The Copernican Theory

was, so to speak, born, cradled, nurtured and developed in the Church and under the very shadow of St. Peter's.

Nicholas Copernicus was a priest, acquired his scientific education at Bologna, was shortly afterward appointed to a professorship in Rome, where he lectured many years, and announced and discussed his theory of the solar system long before it was published. The printing of his great work was long urged in vain by Cardinal Scomberg, who sent money to defray the expense. The Bishop of Culm superintended its publication, and Copernicus dedicated it to the Head of the Church, Pope Paul III., on the express ground "that the authority of the pontiff might silence the calumnies of those who attacked these opinions by arguments drawn from Scripture." It was well understood that the authority of the pontiff might be relied on; for in 1533, ten years before the publication of De Revolutionibus by Copernicus, John Albert Widmanstadt, just arrived in Rome from Germany, was invited by Pope Clement VII. to give in his presence at the Vatican an explanation of the Copernican system. Widmanstadt accordingly delivered a lecture on the subject in the garden of the Vatican; and his holiness, in token of his high gratification, presented the distinguished German a valuable Greek manuscript, (long preserved at Monaco, and now belonging to the royal library at Munich,) on the fly-leaf of which is recorded, by Widmanstadt, the gift and the incident connected with it.
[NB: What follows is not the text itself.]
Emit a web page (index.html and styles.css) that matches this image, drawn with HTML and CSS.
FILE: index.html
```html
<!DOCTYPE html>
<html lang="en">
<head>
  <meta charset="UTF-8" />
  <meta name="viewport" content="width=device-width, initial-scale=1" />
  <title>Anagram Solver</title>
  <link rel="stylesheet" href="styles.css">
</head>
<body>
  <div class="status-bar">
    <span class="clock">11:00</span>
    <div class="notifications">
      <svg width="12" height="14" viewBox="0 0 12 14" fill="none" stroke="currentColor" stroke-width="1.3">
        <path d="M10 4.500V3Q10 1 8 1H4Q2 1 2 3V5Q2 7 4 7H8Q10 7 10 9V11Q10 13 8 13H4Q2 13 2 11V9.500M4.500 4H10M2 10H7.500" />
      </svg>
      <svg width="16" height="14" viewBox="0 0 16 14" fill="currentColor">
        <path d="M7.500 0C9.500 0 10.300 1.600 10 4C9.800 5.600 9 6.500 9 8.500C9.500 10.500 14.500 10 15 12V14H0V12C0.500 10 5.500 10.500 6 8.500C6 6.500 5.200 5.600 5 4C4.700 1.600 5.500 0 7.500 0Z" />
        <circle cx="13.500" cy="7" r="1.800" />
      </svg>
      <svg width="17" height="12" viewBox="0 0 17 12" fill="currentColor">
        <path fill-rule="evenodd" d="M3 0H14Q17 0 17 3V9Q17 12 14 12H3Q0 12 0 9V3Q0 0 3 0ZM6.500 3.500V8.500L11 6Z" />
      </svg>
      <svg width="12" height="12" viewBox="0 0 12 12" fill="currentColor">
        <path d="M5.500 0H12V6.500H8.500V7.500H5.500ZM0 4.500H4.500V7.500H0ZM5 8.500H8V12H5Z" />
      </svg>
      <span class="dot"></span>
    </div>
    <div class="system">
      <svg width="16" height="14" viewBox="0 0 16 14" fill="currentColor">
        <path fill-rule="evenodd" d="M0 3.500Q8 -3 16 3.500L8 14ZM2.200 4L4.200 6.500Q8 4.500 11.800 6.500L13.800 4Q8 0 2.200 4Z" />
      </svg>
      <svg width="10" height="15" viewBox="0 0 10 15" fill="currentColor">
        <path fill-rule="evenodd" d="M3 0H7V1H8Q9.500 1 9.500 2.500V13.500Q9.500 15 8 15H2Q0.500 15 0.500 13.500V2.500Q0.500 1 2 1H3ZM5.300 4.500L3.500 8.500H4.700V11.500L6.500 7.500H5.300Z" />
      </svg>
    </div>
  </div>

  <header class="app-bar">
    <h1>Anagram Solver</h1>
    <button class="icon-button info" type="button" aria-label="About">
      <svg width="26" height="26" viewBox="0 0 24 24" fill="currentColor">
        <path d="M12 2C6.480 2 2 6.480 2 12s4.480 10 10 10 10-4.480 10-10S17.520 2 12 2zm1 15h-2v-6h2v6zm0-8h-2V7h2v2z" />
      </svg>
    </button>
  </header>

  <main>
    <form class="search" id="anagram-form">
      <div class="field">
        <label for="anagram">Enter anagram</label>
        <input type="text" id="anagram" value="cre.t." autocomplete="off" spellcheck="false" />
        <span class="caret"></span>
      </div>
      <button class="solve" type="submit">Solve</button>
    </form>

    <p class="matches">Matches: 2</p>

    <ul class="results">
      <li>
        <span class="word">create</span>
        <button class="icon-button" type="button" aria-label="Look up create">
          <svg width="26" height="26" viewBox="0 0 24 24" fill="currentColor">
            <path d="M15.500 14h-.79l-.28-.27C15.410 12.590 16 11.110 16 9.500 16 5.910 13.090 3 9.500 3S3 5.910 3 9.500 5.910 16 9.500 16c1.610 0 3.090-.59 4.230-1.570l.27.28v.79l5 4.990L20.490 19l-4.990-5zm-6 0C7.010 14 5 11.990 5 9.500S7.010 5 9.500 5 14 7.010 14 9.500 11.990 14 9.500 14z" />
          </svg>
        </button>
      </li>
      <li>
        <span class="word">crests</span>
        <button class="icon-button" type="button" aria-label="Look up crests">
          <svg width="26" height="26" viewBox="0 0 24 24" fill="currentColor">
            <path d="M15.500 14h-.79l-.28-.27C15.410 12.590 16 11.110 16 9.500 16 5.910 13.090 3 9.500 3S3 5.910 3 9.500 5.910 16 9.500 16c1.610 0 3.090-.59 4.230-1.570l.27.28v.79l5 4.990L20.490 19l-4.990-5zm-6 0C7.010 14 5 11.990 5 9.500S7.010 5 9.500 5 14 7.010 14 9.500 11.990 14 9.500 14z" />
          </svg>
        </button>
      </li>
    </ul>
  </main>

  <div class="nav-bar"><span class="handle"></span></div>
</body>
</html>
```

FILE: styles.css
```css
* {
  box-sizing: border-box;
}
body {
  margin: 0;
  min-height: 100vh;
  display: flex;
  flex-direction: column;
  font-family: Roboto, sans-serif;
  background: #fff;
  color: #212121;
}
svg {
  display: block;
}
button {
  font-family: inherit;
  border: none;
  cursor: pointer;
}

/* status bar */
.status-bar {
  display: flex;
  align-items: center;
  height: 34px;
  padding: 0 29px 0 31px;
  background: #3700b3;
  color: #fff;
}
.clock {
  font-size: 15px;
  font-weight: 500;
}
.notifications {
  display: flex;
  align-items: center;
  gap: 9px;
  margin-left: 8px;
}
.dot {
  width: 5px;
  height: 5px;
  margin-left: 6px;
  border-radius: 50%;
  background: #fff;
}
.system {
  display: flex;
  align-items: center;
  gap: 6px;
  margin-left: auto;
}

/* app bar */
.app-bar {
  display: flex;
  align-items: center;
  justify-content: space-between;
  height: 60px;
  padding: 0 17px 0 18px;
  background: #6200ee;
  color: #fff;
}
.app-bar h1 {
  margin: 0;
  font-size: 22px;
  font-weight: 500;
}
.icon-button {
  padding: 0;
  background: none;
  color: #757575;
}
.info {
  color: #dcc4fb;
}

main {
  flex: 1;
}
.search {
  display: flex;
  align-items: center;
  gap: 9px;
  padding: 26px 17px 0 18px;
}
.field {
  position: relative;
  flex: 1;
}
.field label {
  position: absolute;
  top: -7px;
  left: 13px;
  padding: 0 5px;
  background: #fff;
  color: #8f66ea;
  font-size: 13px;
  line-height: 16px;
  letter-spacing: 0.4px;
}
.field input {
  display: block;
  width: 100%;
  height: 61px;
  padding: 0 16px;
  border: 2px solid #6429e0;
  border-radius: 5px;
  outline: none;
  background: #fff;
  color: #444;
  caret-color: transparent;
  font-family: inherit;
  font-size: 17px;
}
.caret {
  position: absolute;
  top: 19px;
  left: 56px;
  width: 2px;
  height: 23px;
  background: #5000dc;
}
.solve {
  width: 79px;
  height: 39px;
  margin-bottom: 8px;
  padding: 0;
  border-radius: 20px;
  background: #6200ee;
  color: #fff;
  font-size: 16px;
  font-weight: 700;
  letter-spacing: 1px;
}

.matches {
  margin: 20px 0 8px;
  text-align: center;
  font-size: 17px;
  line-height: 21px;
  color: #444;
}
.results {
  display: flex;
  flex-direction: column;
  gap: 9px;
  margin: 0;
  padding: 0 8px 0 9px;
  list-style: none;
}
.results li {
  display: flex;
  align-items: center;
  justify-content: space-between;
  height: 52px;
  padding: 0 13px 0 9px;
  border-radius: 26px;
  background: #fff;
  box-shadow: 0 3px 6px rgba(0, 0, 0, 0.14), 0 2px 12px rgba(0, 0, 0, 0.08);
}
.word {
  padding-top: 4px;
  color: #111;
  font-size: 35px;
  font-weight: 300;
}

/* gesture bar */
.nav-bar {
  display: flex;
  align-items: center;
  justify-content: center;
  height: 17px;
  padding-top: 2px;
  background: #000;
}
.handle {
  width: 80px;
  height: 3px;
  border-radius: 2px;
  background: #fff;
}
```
From that time (1533) to 1610, a period of seventy-seven years, the Copernican theory was widely discussed and written upon throughout Europe. Lectures were delivered and books published in Italy, Germany, France, and Spain, without let or hindrance, in which the new system was thoroughly debated and, to a great extent, controverted—controverted, too, far more bitterly by astronomers than theologians. It was, moreover, discussed amongst all classes of men. So much so, indeed, that it was publicly satirized in a farce put upon the stage at Elbing. So great, however, was the personal popularity of Copernicus that the piece was hissed.

Intentionally or not, the impression has been strongly made on the English and American Protestant mind that before Galileo the new system scarcely existed, and that he was the first to announce it to the astonished and benighted priests and cardinals at Rome. In like manner a certain amount of literary industry appears to have been used to pass over in comparative silence the merit of Copernicus and his fellow-priests—simply because they were priests. [Footnote 128]

[Footnote 128: In the interest of truth and historical accuracy, it is highly gratifying to be able to point out a signal and honorable exception in the following passage, which we read in the National Quarterly Review, a Protestant periodical published in this city: "Thus we are bound to admit, as beyond all dispute, that not only was the system of the universe now universally received founded by a priest of the church which is said to be an enemy to science, but that it was a bishop and cardinal of the same church who, above all others, took most pains to have the system promulgated to the world. It was, in fact, they who paid all the expenses of printing the work, and finally, it was to the head of the church the book was dedicated; nor was it dedicated to the pope without his having given full permission, and it is further proved that Paul III. had not given the permission until he had made himself acquainted with the character of the work."—National Quarterly Review, October, 1868, p. 219.]

Much of this reprehensible effort is chargeable to English literature, and even Hallam, fair and honorable usually, is not free from the reproach of an apparent fear of stating boldly that Copernicus was a Catholic priest.